TTS
TTS copied to clipboard
[Bug] ValueError when running inference with trained OverFlow model
Describe the bug
Hi,
I could train OverFlow model from scratch on my own dataset (22050 Hz samples). But when I try to check its output via tts --text "Bonjour les amis" --model_path /home/caraduf/Models/Overflow/Test_Overflow_22kHz-January-20-2023_06+19PM-0000000/checkpoint_1500.pth --config_path /home/caraduf/Models/Overflow/Test_Overflow_22kHz-January-20-2023_06+19PM-0000000/config.json --vocoder_name vocoder_models/en/ljspeech/hifigan_v2 --out_path test_own_overflow.wav
I get a ValueError
:
> vocoder_models/en/ljspeech/hifigan_v2 is already downloaded.
Traceback (most recent call last):
File "/home/CoquiTTS/coquienv/bin/tts", line 8, in <module>
sys.exit(main())
File "/home/CoquiTTS/TTS/TTS/bin/synthesize.py", line 316, in main
synthesizer = Synthesizer(
File "/home/CoquiTTS/TTS/TTS/utils/synthesizer.py", line 75, in __init__
self._load_tts(tts_checkpoint, tts_config_path, use_cuda)
File "/home/CoquiTTS/TTS/TTS/utils/synthesizer.py", line 108, in _load_tts
self.tts_config = load_config(tts_config_path)
File "/home/CoquiTTS/TTS/TTS/config/__init__.py", line 96, in load_config
config.from_dict(config_dict)
File "/home/CoquiTTS/coquienv/lib/python3.10/site-packages/coqpit/coqpit.py", line 694, in from_dict
self = self.deserialize(data) # pylint: disable=self-cls-assignment
File "/home/CoquiTTS/coquienv/lib/python3.10/site-packages/coqpit/coqpit.py", line 412, in deserialize
value = _deserialize(value, field.type)
File "/home/CoquiTTS/coquienv/lib/python3.10/site-packages/coqpit/coqpit.py", line 284, in _deserialize
return _deserialize_list(x, field_type)
File "/home/CoquiTTS/coquienv/lib/python3.10/site-packages/coqpit/coqpit.py", line 221, in _deserialize_list
return [_deserialize(xi, field_arg) for xi in x]

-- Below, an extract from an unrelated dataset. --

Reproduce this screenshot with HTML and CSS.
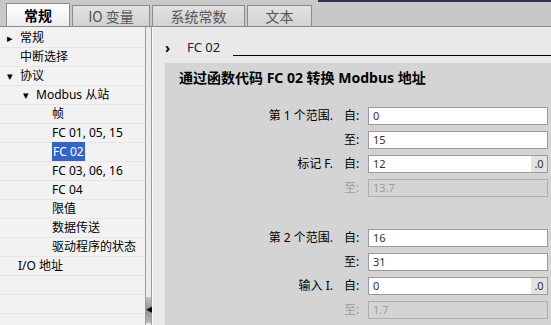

File "/home/CoquiTTS/coquienv/lib/python3.10/site-packages/coqpit/coqpit.py", line 221, in <listcomp>
return [_deserialize(xi, field_arg) for xi in x]
File "/home/CoquiTTS/coquienv/lib/python3.10/site-packages/coqpit/coqpit.py", line 288, in _deserialize
return field_type.deserialize_immutable(x)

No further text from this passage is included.